Eventually, it's very possible to move the market with your orders. There are two ways I combat this: by only trading liquid stocks that trade several million dollars worth of shares on average, and by using stop limit orders.

Stop limit orders allow you to place a ceiling on how much your willing to pay for a stock. For example, stock XYZ is trading at 19.00 and I place a stop limit order to buy at 20.00/20.06. When the stock hits 20.00, my order to buy at a limit of 20.06 is placed into the market.

System Trading Terms and Formulas

CAGR – Compound annual growth rate. It's no good to simply take your percentage gains and divide by time. If you made 50,000% over a 50 year period, that's not the same as saying you made 1,000% a year. You would apply a formula based on compound interest instead:


x Sqrt(Percent gain) – 1 (where x is the number of years)

(50) Sqrt(50,000%) – 1 = 13.23% (Note that I'm using the special xsquareRoot function found on most scientific calculators. I'm not multiplying by 50 in the example above).

MAR – A simple measure for gain to pain. Take the compound annual growth rate (CAGR) and divide by the worst drawdown. If I have a 50% CAGR, and my worst drawdown was 25%, my MAR ratio is 2.0.

Ulcer Index – Created by Peter Martin, this gain/pain stat ranges from 0-100. Zero would be a perfectly straight line with no drawdowns, while 100 would be straight down (thus giving you an ulcer).

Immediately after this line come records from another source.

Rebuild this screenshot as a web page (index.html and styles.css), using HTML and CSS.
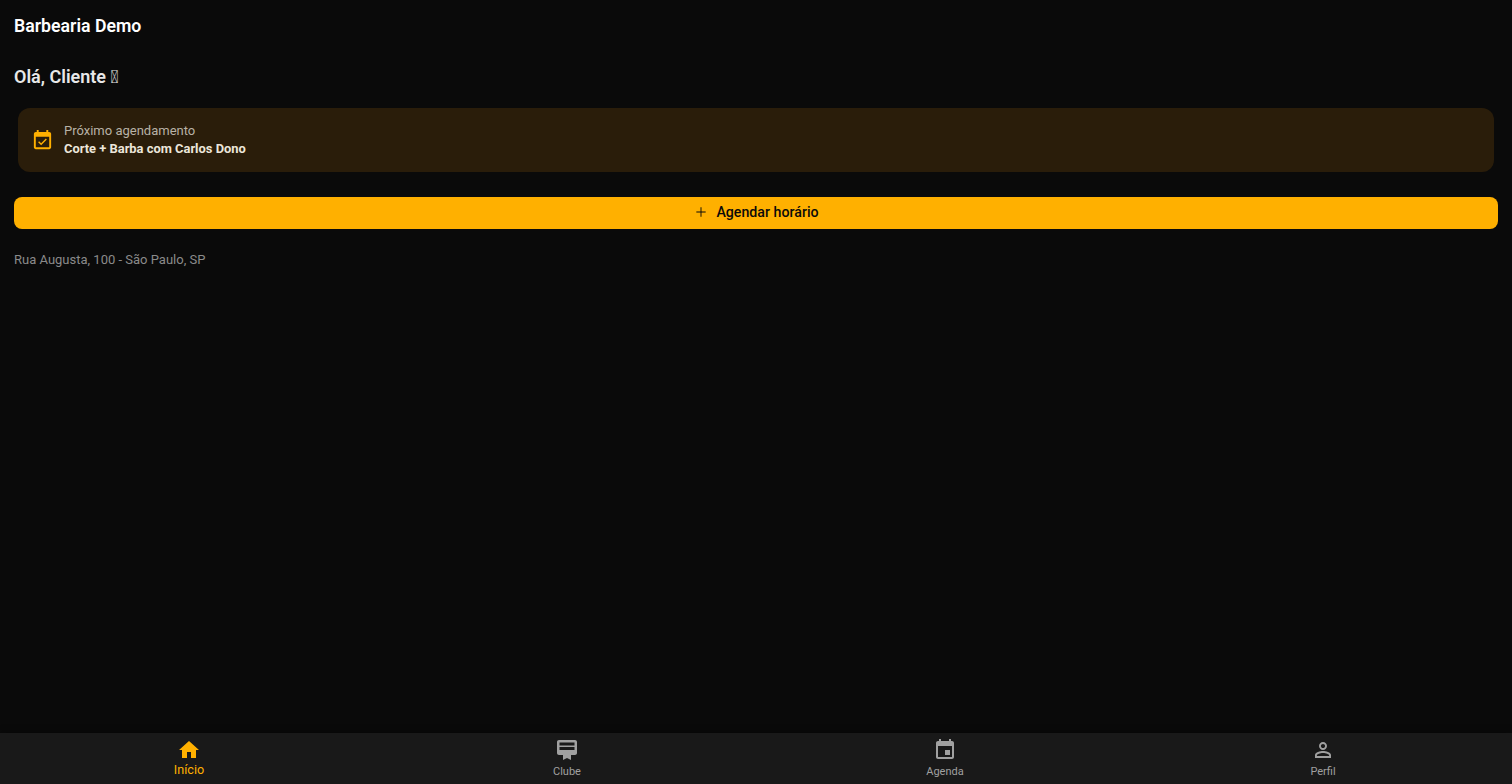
FILE: index.html
```html
<!DOCTYPE html>
<html lang="pt-BR">
<head>
  <meta charset="UTF-8" />
  <meta name="viewport" content="width=device-width, initial-scale=1.0"/>
  <title>Barbearia Demo</title>
  <link rel="stylesheet" href="styles.css">
</head>
<body>
  <header class="app-bar">Barbearia Demo</header>

  <main class="content">
    <h2 class="greeting">Olá, Cliente &#x10FFFD;</h2>

    <div class="next-card">
      <svg class="next-icon" viewBox="0 0 24 24"><path d="M16.53 11.06L15.47 10l-4.88 4.88-2.12-2.12-1.06 1.06L10.59 17l5.94-5.94zM19 3h-1V1h-2v2H8V1H6v2H5c-1.11 0-1.99.9-1.99 2L3 19c0 1.1.89 2 2 2h14c1.1 0 2-.9 2-2V5c0-1.1-.9-2-2-2zm0 16H5V8h14v11z"/></svg>
      <div>
        <div class="next-label">Próximo agendamento</div>
        <div class="next-title">Corte + Barba com Carlos Dono</div>
      </div>
    </div>

    <button class="btn-book">
      <svg class="btn-icon" viewBox="0 0 24 24"><path d="M19 12.7h-6.3V19h-1.4v-6.3H5v-1.4h6.3V5h1.4v6.3H19z"/></svg>
      Agendar horário
    </button>

    <p class="address">Rua Augusta, 100 - São Paulo, SP</p>
  </main>

  <nav class="bottom-nav">
    <a class="nav-item active">
      <svg viewBox="0 0 24 24"><path d="M10 20v-6h4v6h5v-8h3L12 3 2 12h3v8z"/></svg>
      <span>Início</span>
    </a>
    <a class="nav-item">
      <svg viewBox="0 0 24 24"><path fill-rule="evenodd" d="M20 2H4c-1.11 0-2 .89-2 2v11c0 1.11.89 2 2 2h4v5l4-2 4 2v-5h4c1.11 0 2-.89 2-2V4c0-1.11-.89-2-2-2zM4.5 4.5h15v3h-15zm0 4.5h15v3h-15z"/></svg>
      <span>Clube</span>
    </a>
    <a class="nav-item">
      <svg viewBox="0 0 24 24"><path d="M17 12h-5v5h5v-5zM16 1v2H8V1H6v2H5c-1.11 0-1.99.9-1.99 2L3 19c0 1.1.89 2 2 2h14c1.1 0 2-.9 2-2V5c0-1.1-.9-2-2-2h-1V1h-2zm3 18H5V8h14v11z"/></svg>
      <span>Agenda</span>
    </a>
    <a class="nav-item">
      <svg viewBox="0 0 24 24"><path d="M12 5.9c1.16 0 2.1.94 2.1 2.1s-.94 2.1-2.1 2.1S9.9 9.16 9.9 8s.94-2.1 2.1-2.1m0 9c2.97 0 6.1 1.46 6.1 2.1v1.1H5.9V17c0-.64 3.13-2.1 6.1-2.1M12 4C9.79 4 8 5.79 8 8s1.79 4 4 4 4-1.79 4-4-1.79-4-4-4zm0 9c-2.67 0-8 1.34-8 4v3h16v-3c0-2.66-5.33-4-8-4z"/></svg>
      <span>Perfil</span>
    </a>
  </nav>
</body>
</html>
```

FILE: styles.css
```css
* {
  box-sizing: border-box;
  margin: 0;
  padding: 0;
}

body {
  font-family: Roboto, sans-serif;
  background-color: #0a0a0a;
  color: #fff;
  height: 100vh;
  display: flex;
  flex-direction: column;
  overflow: hidden;
}

.app-bar {
  height: 52px;
  padding: 0 14px 1px;
  display: flex;
  align-items: center;
  font-size: 17.7px;
  font-weight: 600;
}

.content {
  flex: 1;
  padding: 0 14px;
}

.greeting {
  font-size: 18px;
  font-weight: 600;
  line-height: 24px;
  margin-top: 13px;
  color: #e8e8e8;
}

.next-card {
  height: 64px;
  margin: 19px 4px 0;
  padding: 0 13px;
  display: flex;
  align-items: center;
  gap: 10px;
  background-color: #2a1d0a;
  border-radius: 12px;
}

.next-icon {
  width: 23px;
  height: 23px;
  margin-top: 1px;
  fill: #ffb000;
  flex-shrink: 0;
}

.next-label {
  font-size: 13px;
  line-height: 18px;
  color: #b8b2a6;
}

.next-title {
  font-size: 12.9px;
  line-height: 18px;
  font-weight: 700;
  color: #ece6da;
}

.btn-book {
  width: 100%;
  height: 32px;
  margin-top: 25px;
  padding-bottom: 2px;
  display: flex;
  align-items: center;
  justify-content: center;
  gap: 7px;
  background-color: #ffb000;
  color: #0a0a0a;
  border: none;
  border-radius: 8px;
  font-family: Roboto, sans-serif;
  font-size: 14.2px;
  font-weight: 500;
}

.btn-icon {
  width: 16px;
  height: 16px;
  fill: #0a0a0a;
}

.address {
  margin-top: 23px;
  font-size: 13px;
  line-height: 16px;
  color: #8a8a8a;
}

.bottom-nav {
  height: 51px;
  display: flex;
  background-color: #191919;
  box-shadow: 0 -2px 6px rgba(0,0,0,0.3);
}

.nav-item {
  flex: 1;
  display: flex;
  flex-direction: column;
  align-items: center;
  padding-top: 5px;
  color: #a0a0a0;
  font-size: 11px;
  line-height: 14px;
}

.nav-item svg {
  width: 24px;
  height: 24px;
  fill: currentColor;
  margin-bottom: 3px;
}

.nav-item.active {
  color: #ffb000;
  font-size: 12.6px;
}

.nav-item.active svg {
  margin-bottom: 1px;
}
```
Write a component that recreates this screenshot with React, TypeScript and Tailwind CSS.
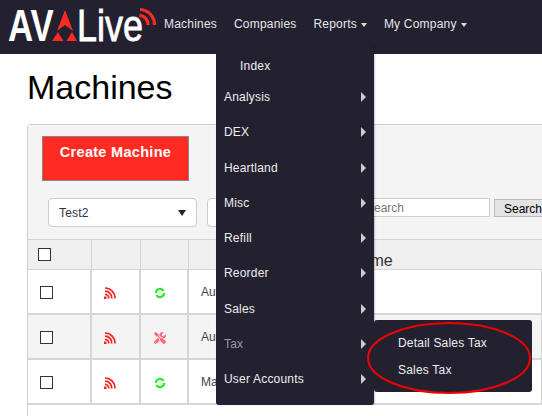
import { FaTools } from "react-icons/fa";

const font = "font-['Liberation_Sans',Arial,sans-serif]";

const reportItems = ["Analysis", "DEX", "Heartland", "Misc", "Refill", "Reorder", "Sales", "Tax", "User Accounts"];

const rows = [
  { name: "Auto", status: "ok", bg: "bg-white" },
  { name: "Auto", status: "repair", bg: "bg-[#f4f4f4]" },
  { name: "Main", status: "ok", bg: "bg-white" },
];

function Logo() {
  return (
    <svg width="158" height="46" viewBox="0 1 158 46" className="-mr-[11px] shrink-0 overflow-visible">
      <text transform="translate(8 41) scale(0.79 1)" fontFamily="Liberation Sans" fontSize="44" fontWeight="700" fill="#fff">
        AV
      </text>
      <polygon points="65,10 73,31 65,25 57,31" fill="#ff2a22" />
      <polygon points="58,32 63.5,41 52,41" fill="#ff2a22" />
      <polygon points="72,32 77,41 66.5,41" fill="#ff2a22" />
      <text transform="translate(77 41) scale(0.818 1)" fontFamily="Liberation Sans" fontSize="44" stroke="#fff" strokeWidth="0.8" fill="#fff">
        Live
      </text>
      <g fill="none" stroke="#ff2a22" strokeWidth="3.2">
        <path d="M140 9.5a15 15 0 0 1 14.5 15.5" />
        <path d="M139.5 15.5a9 9 0 0 1 8.5 9.5" />
      </g>
    </svg>
  );
}

function Caret() {
  return <span className="ml-1 inline-block h-0 w-0 border-x-[3.5px] border-t-[4px] border-x-transparent border-t-[#ddd] align-middle" />;
}

function NavLink({ label, caret }: { label: string; caret?: boolean }) {
  return (
    <a className="text-[12px] tracking-[0.2px] text-[#e6e6e6]">
      {label}
      {caret && <Caret />}
    </a>
  );
}

function Feed() {
  return (
    <svg width="12" height="12" viewBox="0 0 12 12" fill="none" stroke="#ff1f1f" strokeWidth="1.7">
      <path d="M1 1a10 10 0 0 1 10 10.5" />
      <path d="M1 4.2a6.8 6.8 0 0 1 6.8 7.3" />
      <path d="M1 7.3a3.7 3.7 0 0 1 3.7 4.2" />
      <rect x="0" y="9.5" width="2.5" height="2.5" fill="#ff1f1f" stroke="none" />
    </svg>
  );
}

function Ring() {
  return (
    <svg width="12" height="12" viewBox="0 0 12 12" fill="none" stroke="#22ee22" strokeWidth="2.2">
      <path d="M1.9 6A4.1 4.1 0 0 1 9.6 4" />
      <path d="M10.1 6A4.1 4.1 0 0 1 2.4 8" />
    </svg>
  );
}

function Checkbox() {
  return <span className="block h-[13px] w-[13px] border-[1.5px] border-[#333] bg-white" />;
}

export default function App() {
  return (
    <div className={`relative h-[416px] w-[542px] overflow-hidden bg-white ${font}`}>
      <nav className="flex h-[54px] items-center gap-[17px] bg-[#232130] pb-[6px]">
        <Logo />
        <NavLink label="Machines" />
        <NavLink label="Companies" />
        <NavLink label="Reports" caret />
        <NavLink label="My Company" caret />
      </nav>

      <main className="pl-[27px]">
        <h1 className="mt-[10px] h-[60px] text-[34px] leading-[46px] text-black">Machines</h1>

        <section className="h-[300px] rounded-tl border-l border-t border-[#ccc]">
          <div className="h-[114px] bg-[#f4f4f4] pl-[14px] pt-[11px]">
            <button className="flex h-[45px] w-[147px] items-start justify-center border border-[#888] bg-[#ff2a22] pt-[5px] text-[14.5px] font-bold tracking-[0.3px] text-white">
              Create Machine
            </button>
            <div className="mt-[17px] flex items-start pl-[6px]">
              <div className="flex h-[29px] w-[149px] shrink-0 items-center justify-between rounded border border-[#ccc] bg-white pl-[10px] pr-[10px] text-[12px] tracking-[0.2px] text-[#333344]">
                Test2
                <span className="h-0 w-0 border-x-[4px] border-t-[6px] border-x-transparent border-t-[#223]" />
              </div>
              <div className="ml-[10px] h-[29px] w-[80px] shrink-0 rounded border border-[#ccc] bg-white" />
              <input
                placeholder="Search"
                className="ml-[8px] h-[19px] w-[195px] shrink-0 border border-[#ccc] bg-white pl-[70px] text-[12px] placeholder:text-[#777]"
              />
              <button className="ml-[4px] mt-[1px] h-[18px] w-[60px] shrink-0 border border-[#bbb] bg-[#e3e3e3] pl-[9px] text-left text-[12px] text-black">
                Search
              </button>
            </div>
          </div>

          <div className="flex h-[31px] w-[514px] border-y border-[#d4d4d4] bg-[#efefef]">
            <div className="flex w-[64px] items-center border-r border-[#d4d4d4] pl-[10px]">
              <Checkbox />
            </div>
            <div className="w-[49px] border-r border-[#d4d4d4]" />
            <div className="w-[48px] border-r border-[#d4d4d4]" />
            <div className="flex-1 pl-[161px] pt-[11px] text-[16px] leading-5 text-[#333]">Name</div>
          </div>

          {rows.map((row, i) => (
            <div key={i} className={`flex h-[45px] w-[514px] border-b-2 border-r border-[#d6d6d6] ${row.bg}`}>
              <div className="flex w-[64px] items-center border-r-2 border-[#d6d6d6] pl-[12px] pt-[1px]">
                <Checkbox />
              </div>
              <div className="flex w-[49px] items-center border-r-2 border-[#d6d6d6] pl-[12px] pt-[2px]">
                <Feed />
              </div>
              <div className="flex w-[48px] items-center border-r-2 border-[#d6d6d6] pl-[13px] pt-[2px]">
                {row.status === "ok" ? <Ring /> : <FaTools className="text-[12px] text-[#ff6478]" />}
              </div>
              <div className="flex flex-1 items-center pl-[12px] text-[12px] text-[#444]">{row.name}</div>
            </div>
          ))}
        </section>
      </main>

      <div className="absolute left-[216px] top-[45px] h-[360px] w-[158px] rounded-[3px] bg-[#232130] text-[12px] tracking-[0.2px] text-[#eee] shadow-[1px_0_2px_rgba(0,0,0,0.2)]">
        <div className="flex h-[35px] items-end pb-[5px] pl-[24px]">Index</div>
        {reportItems.map((item) => (
          <div key={item} className={`flex h-[35.25px] items-center justify-between px-[8px] pb-[1px] ${item === "Tax" ? "text-[#9a9aa5]" : ""}`}>
            {item}
            <span className="h-0 w-0 border-y-[5px] border-l-[5px] border-y-transparent border-l-[#ccc]" />
          </div>
        ))}
      </div>

      <div className="absolute left-[374px] top-[320px] flex h-[72px] w-[158px] flex-col gap-[10px] rounded-[3px] bg-[#232130] pl-[24px] pt-[15px] text-[12px] tracking-[0.2px] text-[#eee]">
        <a className="leading-[17px]">Detail Sales Tax</a>
        <a className="leading-[17px]">Sales Tax</a>
      </div>

      <svg width="166" height="74" viewBox="0 0 166 74" className="absolute left-[366px] top-[321px]">
        <ellipse cx="83" cy="37" rx="81" ry="35" fill="none" stroke="#f00000" strokeWidth="2" />
      </svg>
    </div>
  );
}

Both the depth and duration of a drawdown are measured.


I like this statistics model because unlike the MAR ratio, it does not over-penalize you for what by definition is a one time event (your worst drawdown). Please see this web site for more info.

Martin Ratio – By taking your CAGR and dividing by the Ulcer index, this number will give you a much better number to compare trading systems. Sharpe ratios, and MAR ratios are inferior comparison models in my opinion.